Restate the listing below word for word, omitting any images.

□ □ □ □

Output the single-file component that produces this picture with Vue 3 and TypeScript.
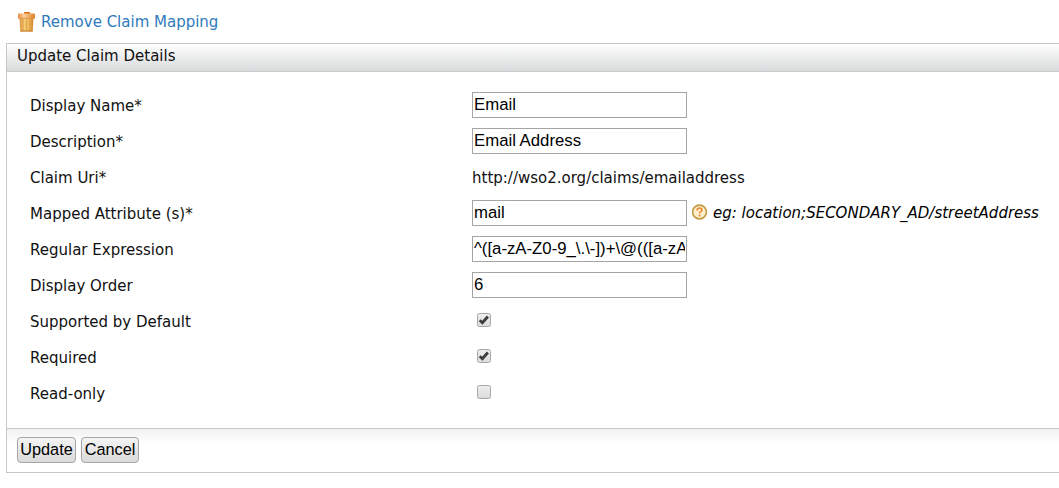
<script setup lang="ts">
import { reactive } from 'vue'

interface Field {
  label: string
  kind: 'text' | 'static' | 'check'
  value?: string
  checked?: boolean
  hint?: string
}

const fields = reactive<Field[]>([
  { label: 'Display Name*', kind: 'text', value: 'Email' },
  { label: 'Description*', kind: 'text', value: 'Email Address' },
  { label: 'Claim Uri*', kind: 'static', value: 'http://wso2.org/claims/emailaddress' },
  { label: 'Mapped Attribute (s)*', kind: 'text', value: 'mail', hint: 'eg: location;SECONDARY_AD/streetAddress' },
  { label: 'Regular Expression', kind: 'text', value: '^([a-zA-Z0-9_\\.\\-])+\\@(([a-zA-Z0-9\\-])+\\.)+([a-zA-Z0-9]{2,4})+$' },
  { label: 'Display Order', kind: 'text', value: '6' },
  { label: 'Supported by Default', kind: 'check', checked: true },
  { label: 'Required', kind: 'check', checked: true },
  { label: 'Read-only', kind: 'check', checked: false },
])
</script>

<template>
  <main class="page">
    <a class="remove">
      <svg class="trash" width="18" height="21" viewBox="0 0 18 21">
        <defs>
          <linearGradient id="bin" x1="0" x2="1" y1="0" y2="0">
            <stop offset="0" stop-color="#dc9240" />
            <stop offset=".35" stop-color="#f5cc74" />
            <stop offset=".7" stop-color="#edb758" />
            <stop offset="1" stop-color="#d38432" />
          </linearGradient>
          <linearGradient id="lid" x1="0" x2="1" y1="0" y2="0">
            <stop offset="0" stop-color="#e58e3b" />
            <stop offset=".35" stop-color="#fbd29a" />
            <stop offset="1" stop-color="#df8127" />
          </linearGradient>
        </defs>
        <path d="M6 1h6v2H6z" fill="#d4731f" />
        <path d="M1.500 6h14l-.7 14.500H2.200z" fill="url(#bin)" />
        <path d="M5 8.500v10.500M8.500 8.500v10.500M12 8.500v10.500" stroke="#d59340" stroke-width="1" opacity=".65" />
        <path d="M2.500 20h12" stroke="#bd7427" />
        <rect x="0" y="2.500" width="17" height="5" rx=".8" fill="url(#lid)" />
        <path d="M.5 7.300h16" stroke="#dc8638" stroke-width=".8" />
      </svg>
      <span class="remove-text">Remove Claim Mapping</span>
    </a>

    <section class="panel">
      <h2 class="heading">Update Claim Details</h2>
      <div class="fields">
        <div v-for="field in fields" :key="field.label" class="row">
          <label class="label">{{ field.label }}</label>
          <input v-if="field.kind === 'text'" v-model="field.value" class="input" type="text" />
          <span v-else-if="field.kind === 'static'" class="static">{{ field.value }}</span>
          <label v-else class="check">
            <input v-model="field.checked" class="native" type="checkbox" />
            <svg v-if="field.checked" class="tick" width="14" height="14" viewBox="0 0 14 14">
              <path d="M2.700 7.300L5.400 9.700L10.900 3.500" fill="none" stroke="#3c3c3c" stroke-width="2.800" />
            </svg>
          </label>
          <template v-if="field.hint">
            <svg class="help" width="16" height="16" viewBox="0 0 16 16">
              <circle cx="7.500" cy="8" r="6.900" fill="#fff0cc" stroke="#c09a45" stroke-width="1.600" />
              <path d="M5.100 6.400C5.100 3.200 10 3.300 9.900 6.100C9.800 7.700 7.500 7.600 7.500 9.500" fill="none" stroke="#e9893b" stroke-width="1.700" />
              <path d="M7.500 10.600v1.800" stroke="#e9893b" stroke-width="1.800" />
            </svg>
            <em class="hint">{{ field.hint }}</em>
          </template>
        </div>
      </div>
      <div class="actions">
        <button class="button update" type="button">Update</button>
        <button class="button cancel" type="button">Cancel</button>
      </div>
    </section>
  </main>
</template>

<style>
body {
  background: #fff;
}
</style>

<style scoped>
.page {
  box-sizing: border-box;
  height: 488px;
  padding: 11px 0 0 6px;
  overflow: hidden;
  font-family: "DejaVu Sans", sans-serif;
  font-size: 15px;
  color: #111;
}
.remove {
  display: flex;
  height: 32px;
  padding-left: 12px;
  box-sizing: border-box;
  line-height: 21px;
  color: #2f7abd;
}
.trash {
  margin-right: 5px;
}
.remove-text {
  padding-top: 1px;
}
.panel {
  box-sizing: border-box;
  height: 430px;
  border: 1px solid #c8c8c8;
  border-right: 0;
}
.heading {
  box-sizing: border-box;
  height: 28px;
  margin: 0;
  padding-left: 10px;
  border-bottom: 1px solid #c8caca;
  background: linear-gradient(#fff, #d8dadb);
  font-size: 15px;
  font-weight: 400;
  line-height: 24px;
}
.fields {
  box-sizing: border-box;
  height: 356px;
  padding: 15px 0 0 23px;
}
.row {
  display: flex;
  align-items: center;
  height: 36px;
  white-space: nowrap;
}
.label {
  width: 442px;
  flex: none;
  padding-top: 2px;
}
.static {
  padding-top: 2px;
}
.input {
  box-sizing: border-box;
  width: 215px;
  height: 26px;
  margin: 0;
  padding: 0 1px;
  border: 1px solid #a5a5a5;
  border-radius: 0;
  outline: 0;
  background: #fff;
  color: #000;
  font: 16.75px "Liberation Sans", sans-serif;
}
.check {
  display: flex;
  box-sizing: border-box;
  width: 14px;
  height: 14px;
  margin: 0 0 3px 5px;
  border: 1px solid #a6a6a6;
  border-radius: 2.500px;
  background: linear-gradient(#ededed, #dcdcdc);
}
.native {
  display: none;
}
.tick {
  flex: none;
  margin: -1px;
}
.help {
  margin: 0 5px 3px;
}
.hint {
  color: #000;
}
.actions {
  display: flex;
  box-sizing: border-box;
  height: 44px;
  gap: 5px;
  padding: 8px 0 0 10px;
  border-top: 1px solid #c8c8c8;
  background: linear-gradient(#f0f0f0, #fff 14px);
}
.button {
  box-sizing: border-box;
  height: 26px;
  margin: 0;
  padding: 0 0 2px;
  border: 1px solid #a6a6a6;
  border-radius: 4px;
  background: linear-gradient(#f4f4f4, #dadada);
  color: #000;
  font: 16.3px "Liberation Sans", sans-serif;
}
.update {
  width: 59px;
}
.cancel {
  width: 58px;
}
</style>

□ □ □ □

OUTPUT FOR THIS TASK
Output the single-file component that produces this picture with Vue 3 and TypeScript.
<script setup lang="ts">
import { reactive } from 'vue'

interface Field {
  label: string
  kind: 'text' | 'static' | 'check'
  value?: string
  checked?: boolean
  hint?: string
}

const fields = reactive<Field[]>([
  { label: 'Display Name*', kind: 'text', value: 'Email' },
  { label: 'Description*', kind: 'text', value: 'Email Address' },
  { label: 'Claim Uri*', kind: 'static', value: 'http://wso2.org/claims/emailaddress' },
  { label: 'Mapped Attribute (s)*', kind: 'text', value: 'mail', hint: 'eg: location;SECONDARY_AD/streetAddress' },
  { label: 'Regular Expression', kind: 'text', value: '^([a-zA-Z0-9_\\.\\-])+\\@(([a-zA-Z0-9\\-])+\\.)+([a-zA-Z0-9]{2,4})+$' },
  { label: 'Display Order', kind: 'text', value: '6' },
  { label: 'Supported by Default', kind: 'check', checked: true },
  { label: 'Required', kind: 'check', checked: true },
  { label: 'Read-only', kind: 'check', checked: false },
])
</script>

<template>
  <main class="page">
    <a class="remove">
      <svg class="trash" width="18" height="21" viewBox="0 0 18 21">
        <defs>
          <linearGradient id="bin" x1="0" x2="1" y1="0" y2="0">
            <stop offset="0" stop-color="#dc9240" />
            <stop offset=".35" stop-color="#f5cc74" />
            <stop offset=".7" stop-color="#edb758" />
            <stop offset="1" stop-color="#d38432" />
          </linearGradient>
          <linearGradient id="lid" x1="0" x2="1" y1="0" y2="0">
            <stop offset="0" stop-color="#e58e3b" />
            <stop offset=".35" stop-color="#fbd29a" />
            <stop offset="1" stop-color="#df8127" />
          </linearGradient>
        </defs>
        <path d="M6 1h6v2H6z" fill="#d4731f" />
        <path d="M1.500 6h14l-.7 14.500H2.200z" fill="url(#bin)" />
        <path d="M5 8.500v10.500M8.500 8.500v10.500M12 8.500v10.500" stroke="#d59340" stroke-width="1" opacity=".65" />
        <path d="M2.500 20h12" stroke="#bd7427" />
        <rect x="0" y="2.500" width="17" height="5" rx=".8" fill="url(#lid)" />
        <path d="M.5 7.300h16" stroke="#dc8638" stroke-width=".8" />
      </svg>
      <span class="remove-text">Remove Claim Mapping</span>
    </a>

    <section class="panel">
      <h2 class="heading">Update Claim Details</h2>
      <div class="fields">
        <div v-for="field in fields" :key="field.label" class="row">
          <label class="label">{{ field.label }}</label>
          <input v-if="field.kind === 'text'" v-model="field.value" class="input" type="text" />
          <span v-else-if="field.kind === 'static'" class="static">{{ field.value }}</span>
          <label v-else class="check">
            <input v-model="field.checked" class="native" type="checkbox" />
            <svg v-if="field.checked" class="tick" width="14" height="14" viewBox="0 0 14 14">
              <path d="M2.700 7.300L5.400 9.700L10.900 3.500" fill="none" stroke="#3c3c3c" stroke-width="2.800" />
            </svg>
          </label>
          <template v-if="field.hint">
            <svg class="help" width="16" height="16" viewBox="0 0 16 16">
              <circle cx="7.500" cy="8" r="6.900" fill="#fff0cc" stroke="#c09a45" stroke-width="1.600" />
              <path d="M5.100 6.400C5.100 3.200 10 3.300 9.900 6.100C9.800 7.700 7.500 7.600 7.500 9.500" fill="none" stroke="#e9893b" stroke-width="1.700" />
              <path d="M7.500 10.600v1.800" stroke="#e9893b" stroke-width="1.800" />
            </svg>
            <em class="hint">{{ field.hint }}</em>
          </template>
        </div>
      </div>
      <div class="actions">
        <button class="button update" type="button">Update</button>
        <button class="button cancel" type="button">Cancel</button>
      </div>
    </section>
  </main>
</template>

<style>
body {
  background: #fff;
}
</style>

<style scoped>
.page {
  box-sizing: border-box;
  height: 488px;
  padding: 11px 0 0 6px;
  overflow: hidden;
  font-family: "DejaVu Sans", sans-serif;
  font-size: 15px;
  color: #111;
}
.remove {
  display: flex;
  height: 32px;
  padding-left: 12px;
  box-sizing: border-box;
  line-height: 21px;
  color: #2f7abd;
}
.trash {
  margin-right: 5px;
}
.remove-text {
  padding-top: 1px;
}
.panel {
  box-sizing: border-box;
  height: 430px;
  border: 1px solid #c8c8c8;
  border-right: 0;
}
.heading {
  box-sizing: border-box;
  height: 28px;
  margin: 0;
  padding-left: 10px;
  border-bottom: 1px solid #c8caca;
  background: linear-gradient(#fff, #d8dadb);
  font-size: 15px;
  font-weight: 400;
  line-height: 24px;
}
.fields {
  box-sizing: border-box;
  height: 356px;
  padding: 15px 0 0 23px;
}
.row {
  display: flex;
  align-items: center;
  height: 36px;
  white-space: nowrap;
}
.label {
  width: 442px;
  flex: none;
  padding-top: 2px;
}
.static {
  padding-top: 2px;
}
.input {
  box-sizing: border-box;
  width: 215px;
  height: 26px;
  margin: 0;
  padding: 0 1px;
  border: 1px solid #a5a5a5;
  border-radius: 0;
  outline: 0;
  background: #fff;
  color: #000;
  font: 16.75px "Liberation Sans", sans-serif;
}
.check {
  display: flex;
  box-sizing: border-box;
  width: 14px;
  height: 14px;
  margin: 0 0 3px 5px;
  border: 1px solid #a6a6a6;
  border-radius: 2.500px;
  background: linear-gradient(#ededed, #dcdcdc);
}
.native {
  display: none;
}
.tick {
  flex: none;
  margin: -1px;
}
.help {
  margin: 0 5px 3px;
}
.hint {
  color: #000;
}
.actions {
  display: flex;
  box-sizing: border-box;
  height: 44px;
  gap: 5px;
  padding: 8px 0 0 10px;
  border-top: 1px solid #c8c8c8;
  background: linear-gradient(#f0f0f0, #fff 14px);
}
.button {
  box-sizing: border-box;
  height: 26px;
  margin: 0;
  padding: 0 0 2px;
  border: 1px solid #a6a6a6;
  border-radius: 4px;
  background: linear-gradient(#f4f4f4, #dadada);
  color: #000;
  font: 16.3px "Liberation Sans", sans-serif;
}
.update {
  width: 59px;
}
.cancel {
  width: 58px;
}
</style>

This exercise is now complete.